Reimagining fairy tale themes in a modern setting, Awad could have easily cast Noelle as the Evil Queen, a cold white mother, whose negative intentions are transparent. But instead she constructs a complex character who exists uneasily at the intersection of competing and sometimes contradictory forces. While it’s true that Noelle enjoys the privileges of white beauty, she’s also entrapped by them. Her sense of self worth is contingent on her appearance, which is also her primary form of currency. Without any marketable skills, she can only imagine a future in Hollywood and must trade sexual favors for opportunities in an impenetrable industry. 10-year-old Mirabelle often portrays her mother as a heartless figure, but it’s through her limited perspective–her naive misconstruals of adult behavior–that we get a more comprehensive picture. And what we see is pretty bleak: Despite her glamor, Noelle is a widowed mother from a provincial background, struggling in a quid-pro-quo environment with nothing to offer but her looks. 

Yet, while Noelle is a sympathetic figure in a precarious situation, she’s also an enforcer of racist ideologies. Her infatuation with beauty brings the demands of white Western aesthetics into the supposedly safe haven of the home; so that, even in this intimate space away from the world, her daughter has no refuge from a culture that calls her ugly. This is illustrated when Mirabelle is upset by Vogue’s color palettes, and Noelle responds, “I don’t make the rules.” Maybe not. But by reading “the rules” out loud in the living room, she makes it impossible for Mirabelle to escape their coercive force. In these ways–and in so many others–Noelle harms her daughter. And yet her desire to protect Mirabelle is undeniable. It’s this confluence of qualities in Noelle–her love, ignorance, envy, and even aggression–that make her a powerful character and the perfect vehicle for exploring the unique difficulties of an interracial mother/daughter relationship. 

Rouge compels you to balance and recalibrate your responses to difficult characters.
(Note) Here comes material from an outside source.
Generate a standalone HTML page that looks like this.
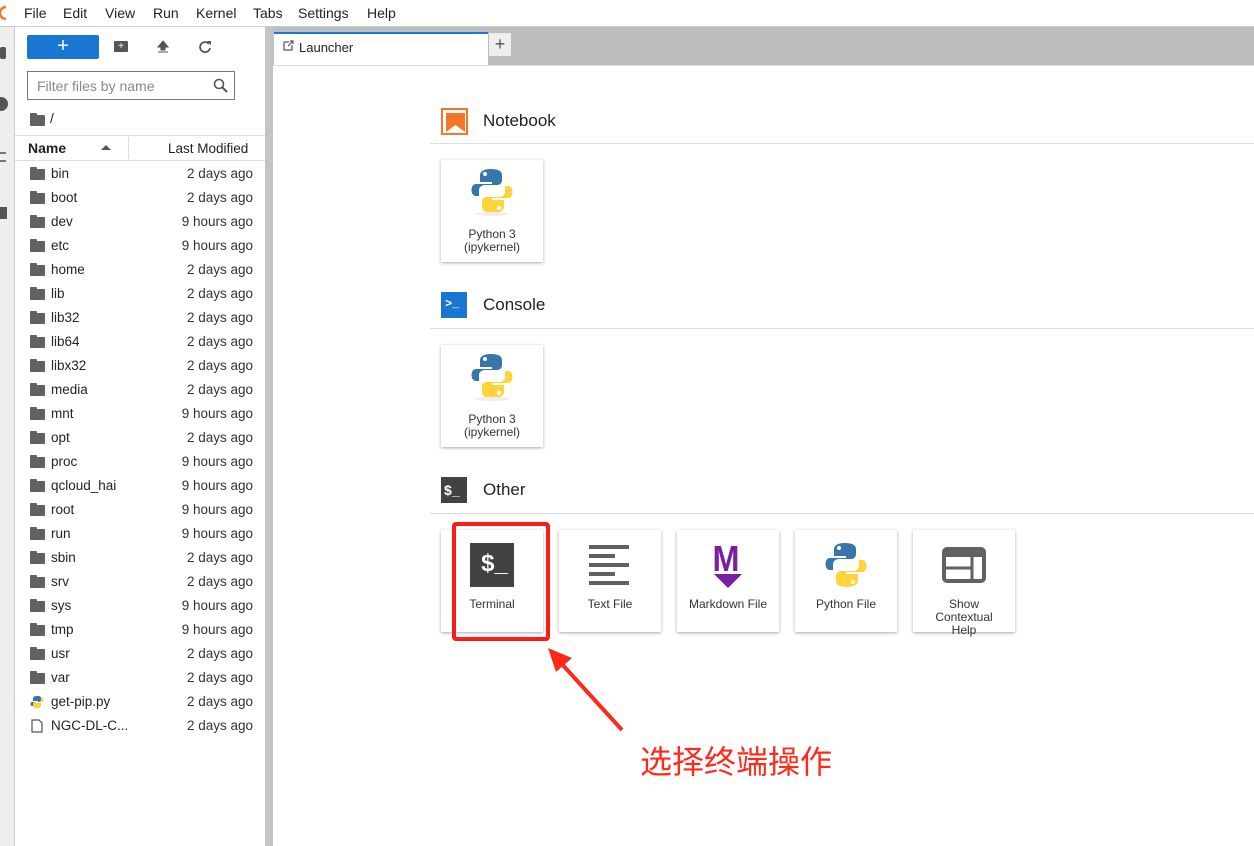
<!DOCTYPE html><html><head><meta charset="utf-8"><style>
*{box-sizing:border-box;margin:0;padding:0}
body{width:1254px;height:846px;overflow:hidden;font-family:"Liberation Sans",sans-serif;background:#fff;position:relative;color:#222}
.abs{position:absolute}
.menu{top:0;left:0;width:1254px;height:27px;border-bottom:1px solid #ccc;font-size:14px}
.menu span{position:absolute;top:5px}
.strip{top:27px;left:0;width:15px;height:819px;background:#eee;border-right:1px solid #ccc}
.split{top:27px;left:265px;width:8px;height:819px;background:#c4c4c4}
.tabbar{top:27px;left:273px;width:981px;height:38px;background:#bdbdbd;border-bottom:1px solid #bbb}
.row{position:absolute;left:28px;width:230px;height:24px;font-size:13.5px}
.row .n{position:absolute;left:23px;top:4px}
.row .d{position:absolute;right:5px;top:4px;color:#333}
.fold{position:absolute;left:2px;top:7px;width:15px;height:11px;background:#616161;border-radius:1px}
.fold:before{content:"";position:absolute;left:0;top:-2px;width:7px;height:3px;background:#616161;border-radius:1px 1px 0 0}
.hdr{font-size:17px;position:absolute}
.hr{position:absolute;left:430px;width:824px;height:1px;background:#ddd}
.card{position:absolute;width:102px;height:102px;background:#fff;box-shadow:0 1px 3px rgba(0,0,0,.35);font-size:12px;text-align:center;color:#333}
.card .t{position:absolute;left:0;width:100%;line-height:13px}
</style></head><body>
<div class="abs menu">
<svg class="abs" style="left:0;top:4px" width="8" height="18"><path d="M6 3 A6 6 0 0 0 6 15" stroke="#f37726" stroke-width="2.5" fill="none"/></svg>
<span style="left:24px">File</span><span style="left:63px">Edit</span><span style="left:105px">View</span><span style="left:153px">Run</span><span style="left:196px">Kernel</span><span style="left:253px">Tabs</span><span style="left:298px">Settings</span><span style="left:367px">Help</span></div>
<div class="abs strip"><div class="abs" style="left:0;top:20px;width:6px;height:12px;background:#555;border-radius:2px"></div><div class="abs" style="left:0;top:70px;width:8px;height:14px;background:#555;border-radius:0 7px 7px 0"></div><div class="abs" style="left:0;top:125px;width:6px;height:10px;border-top:2px solid #777;border-bottom:2px solid #777"></div><div class="abs" style="left:0;top:180px;width:7px;height:12px;background:#555"></div></div>
<div class="abs" style="left:27px;top:35px;width:72px;height:24px;background:#1976d2;border-radius:2px;color:#fff;text-align:center;font-size:20px;line-height:23px">+</div>
<div class="abs" style="left:114px;top:41px;width:14px;height:11px;background:#555;border-radius:1px;color:#fff;font-size:10px;line-height:11px;text-align:center">+</div>
<svg class="abs" style="left:156px;top:40px" width="14" height="14"><path d="M7 1 L12 7 H9 V10 H5 V7 H2Z M2 12 H12" fill="#555" stroke="#555" stroke-width="1"/></svg>
<svg class="abs" style="left:198px;top:40px" width="14" height="14"><path d="M11 4 A5 5 0 1 0 12 8" stroke="#555" stroke-width="1.8" fill="none"/><path d="M9 1 L13 1 L13 5Z" fill="#555"/></svg>
<div class="abs" style="left:27px;top:71px;width:208px;height:29px;border:1px solid #777;font-size:14px;color:#888;padding:6px 9px">Filter files by name</div>
<svg class="abs" style="left:213px;top:78px" width="16" height="16"><circle cx="6" cy="6" r="4.5" stroke="#555" stroke-width="1.6" fill="none"/><path d="M9.5 9.5 L14 14" stroke="#555" stroke-width="2"/></svg>
<div class="row" style="top:107px"><div class="fold" style="top:8px"></div><span class="n" style="left:22px;top:3px;font-size:14px">/</span></div>
<div class="abs" style="left:15px;top:135px;width:250px;height:1px;background:#ddd"></div>
<div class="abs" style="left:15px;top:160px;width:250px;height:1px;background:#ddd"></div>
<div class="abs" style="left:128px;top:137px;width:1px;height:22px;background:#ddd"></div>
<div class="abs" style="left:28px;top:140px;font-size:14px;font-weight:bold">Name</div>
<div class="abs" style="left:101px;top:145px;width:0;height:0;border-left:5px solid transparent;border-right:5px solid transparent;border-bottom:5px solid #555"></div>
<div class="abs" style="left:168px;top:141px;font-size:13.5px">Last Modified</div>
<div id="rows"></div>
<script>
var r=[["bin",2],["boot",2],["dev",9],["etc",9],["home",2],["lib",2],["lib32",2],["lib64",2],["libx32",2],["media",2],["mnt",9],["opt",2],["proc",9],["qcloud_hai",9],["root",9],["run",9],["sbin",2],["srv",2],["sys",9],["tmp",9],["usr",2],["var",2],["get-pip.py",2,1],["NGC-DL-C...",2,2]];
var h="";r.forEach(function(x,i){var ic=x[2]==1?'<svg style="position:absolute;left:2px;top:5px" width="14" height="14"><path d="M7 1C3 1 3 3 3 4V6H8V7H2C0 7 0 11 2 11H3V9C3 8 4 7 5 7H9C10 7 11 6 11 5V3C11 1 9 1 7 1Z" fill="#3776ab"/><path d="M7 13C11 13 11 11 11 10V8H6V7H12C14 7 14 3 12 3H11V5C11 6 10 7 9 7H5C4 7 3 8 3 9V11C3 13 5 13 7 13Z" fill="#ffd43b"/></svg>':x[2]==2?'<svg style="position:absolute;left:3px;top:5px" width="12" height="14"><path d="M1 1H8L11 4V13H1Z" stroke="#555" stroke-width="1.2" fill="none"/></svg>':'<div class="fold"></div>';
h+='<div class="row" style="top:'+(162+i*24)+'px">'+ic+'<span class="n">'+x[0]+'</span><span class="d">'+(x[1]==2?'2 days ago':'9 hours ago')+'</span></div>';});
document.getElementById("rows").innerHTML=h;
</script>
<div class="abs split"></div>
<div class="abs tabbar"><div class="abs" style="left:1px;top:5px;width:214px;height:33px;background:#fff;border-top:2px solid #1976d2;font-size:13px;padding:6px 0 0 25px">Launcher</div>
<svg class="abs" style="left:10px;top:13px" width="11" height="11"><path d="M1 2H6M1 2V10H9V5M5 6L10 1M7 1H10V4" stroke="#555" stroke-width="1.2" fill="none"/></svg>
<div class="abs" style="left:215px;top:5px;width:24px;height:25px;background:#eee;border:1px solid #bbb;text-align:center;font-size:18px;line-height:22px;color:#555">+</div></div>
<div class="abs" style="left:273px;top:65px;width:981px;height:1px;background:#ddd"></div>

<div class="abs" style="left:441px;top:108px;width:27px;height:27px;border:2px solid #f37726;padding:3px"><svg width="19" height="19"><path d="M0 0H19V19L9.5 12L0 19Z" fill="#f37726"/></svg></div>
<div class="hdr" style="left:483px;top:111px">Notebook</div><div class="hr" style="top:143px"></div>
<div class="abs" style="left:441px;top:292px;width:26px;height:26px;background:#1976d2;color:#fff;font-size:12px;font-family:'Liberation Mono',monospace;padding:5px 0 0 4px;font-weight:bold">&gt;_</div>
<div class="hdr" style="left:483px;top:295px">Console</div><div class="hr" style="top:328px"></div>
<div class="abs" style="left:441px;top:477px;width:26px;height:26px;background:#424242;color:#fff;font-size:14px;font-weight:bold;padding:5px 0 0 3px">$_</div>
<div class="hdr" style="left:483px;top:480px">Other</div><div class="hr" style="top:513px"></div>

<svg width="0" height="0" style="position:absolute"><defs><g id="py"><path d="M21 0C10 0 10 5 10 7V13H22V15H6C0 15 0 27 6 27H9V21C9 18 12 16 15 16H27C30 16 32 14 32 11V6C32 2 28 0 21 0Z" fill="#3776ab"/><circle cx="15" cy="5" r="2" fill="#fff"/><path d="M23 44C34 44 34 39 34 37V31H22V29H38C44 29 44 17 38 17H35V23C35 26 32 28 29 28H17C14 28 12 30 12 33V38C12 42 16 44 23 44Z" fill="#ffd43b"/><circle cx="29" cy="39" r="2" fill="#fff"/></g></defs></svg>

<div class="card" style="left:441px;top:160px"><svg class="abs" style="left:29px;top:9px" width="44" height="46"><use href="#py"/></svg><div class="abs" style="left:34px;top:52px;width:34px;height:4px;background:#eee;border-radius:50%"></div><div class="t" style="top:68px">Python 3<br>(ipykernel)</div></div>
<div class="card" style="left:441px;top:345px"><svg class="abs" style="left:29px;top:9px" width="44" height="46"><use href="#py"/></svg><div class="abs" style="left:34px;top:52px;width:34px;height:4px;background:#eee;border-radius:50%"></div><div class="t" style="top:68px">Python 3<br>(ipykernel)</div></div>

<div class="card" style="left:441px;top:530px"><div class="abs" style="left:29px;top:13px;width:44px;height:44px;background:#424242;color:#fff;font-size:24px;font-weight:bold;padding:7px 0 0 5px">$_</div><div class="t" style="top:68px">Terminal</div></div>
<div class="card" style="left:559px;top:530px"><svg class="abs" style="left:29px;top:14px" width="44" height="44"><g fill="#616161"><rect x="1" y="1" width="40" height="4"/><rect x="1" y="10" width="26" height="4"/><rect x="1" y="19" width="40" height="4"/><rect x="1" y="28" width="26" height="4"/><rect x="1" y="37" width="40" height="4"/></g></svg><div class="t" style="top:68px">Text File</div></div>
<div class="card" style="left:677px;top:530px"><div class="abs" style="left:34px;top:8px;font-size:36px;font-weight:bold;color:#7b1fa2;transform:scaleX(.9)">M</div><svg class="abs" style="left:37px;top:44px" width="28" height="15"><path d="M0 0H28L14 14Z" fill="#7b1fa2"/></svg><div class="t" style="top:68px">Markdown File</div></div>
<div class="card" style="left:795px;top:530px"><svg class="abs" style="left:29px;top:13px" width="44" height="46"><use href="#py"/></svg><div class="t" style="top:68px">Python File</div></div>
<div class="card" style="left:913px;top:530px"><svg class="abs" style="left:29px;top:17px" width="44" height="36"><rect x="2" y="2" width="40" height="32" rx="3" fill="none" stroke="#616161" stroke-width="4"/><rect x="2" y="2" width="40" height="8" fill="#616161"/><path d="M2 21H30M30 10V34" stroke="#616161" stroke-width="3"/></svg><div class="t" style="top:68px">Show<br>Contextual<br>Help</div></div>

<div class="abs" style="left:452px;top:522px;width:98px;height:119px;border:4px solid #ff1a1a;border-radius:4px"></div>
<svg class="abs" style="left:540px;top:640px" width="90" height="100"><path d="M82 90 L20 22" stroke="#ff2a1a" stroke-width="4"/><path d="M8 8 L32 18 L16 32Z" fill="#ff2a1a"/></svg>
<div class="abs" style="left:640px;top:737px;font-size:32px;color:#ff2a1a;font-family:'Liberation Sans','Noto Sans CJK SC',sans-serif">选择终端操作</div>
</body></html>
And while I was invested in this process in the novel’s early chapters, I began to lose interest as Mirabelle’s narrative voice was transformed. When we first meet her, she’s cynical and judgemental but also articulate and entertaining in her moody ruminations. She’s especially fluent in the language of beauty products, and her meditations on skin care almost rise above the prosaic into the rarified air of poetry. Dense with phrases like “brightening caviar,” “moon jelly,” and “moisture millefeuille,” these passages orchestrate graceful collisions between seemingly unrelated nouns and adjectives, leaving strange images in their wake. Unfortunately, after beginning treatment at Rouge, she loses access to her full linguistic catalog and her range of expression is increasingly diminished. Awad represents this loss through a series of meaningful slips. For example, in a post-treatment brain fog, Mirabelle unintentionally substitutes the word “sin” for “skin,” “dead” for “dress,” and “fascist” for “fashion.” The slips are clever, but after the first 10 instances, they become tedious. So too do Mirabelle’s comic reintroductions to people she should already know. Her amnesia leads to uncomfortable and, yes, funny, interactions. However, routines like this become old fast, and one awkward meeting is enough to make the point that she’s been changed. 

By the middle of the novel, the narrative voice that had initially engaged me has been gutted. This is “style mirroring substance,” and in a book about the erasure of identity, a simplification in language makes sense. To a degree. However, Awad takes it past the point of interest and into the land of gimmick. 

When she’s not experiencing aphasic episodes, MIrabelle is narrating from the vantage point of her 10-year-old self, thinking and speaking as a child without the wisdom of age and hindsight. I don’t like child narrators because they’re created by adults who are trying to remember what it’s like to be young; and their recollections of youth tend to be too wistful. Kids are not as stupid as we think. And without being especially precocious, a 10-year-old girl would know that celebrities don’t live in mirrors and that a red-eyed Tom Cruise in the glass is something to flee. That such magical phenomena are possible within the world of the novel is part of the fairy tale horror, I know. But young Mirabelle’s easy acceptance of the unbelievable made her difficult to like, and I was eager to escape her headspace, which was just too credulous for my jaded sensibility. One thing to pay attention to in these chapters is the introduction of Egyptian mythological themes by way of the character Seth and the Eye of Horus bracelet. Seth’s aversion to this bracelet is subtle and his antipathy is never explained, but the allusions add depth to the story and provide terms for a Google deep dive.

In subject, style, and construction, Rouge takes risks, and they don’t always pay off. Still, if you’re interested in the burgeoning sub-genre of beauty horror, Rouge is a smart and poignant addition that’s worth checking out.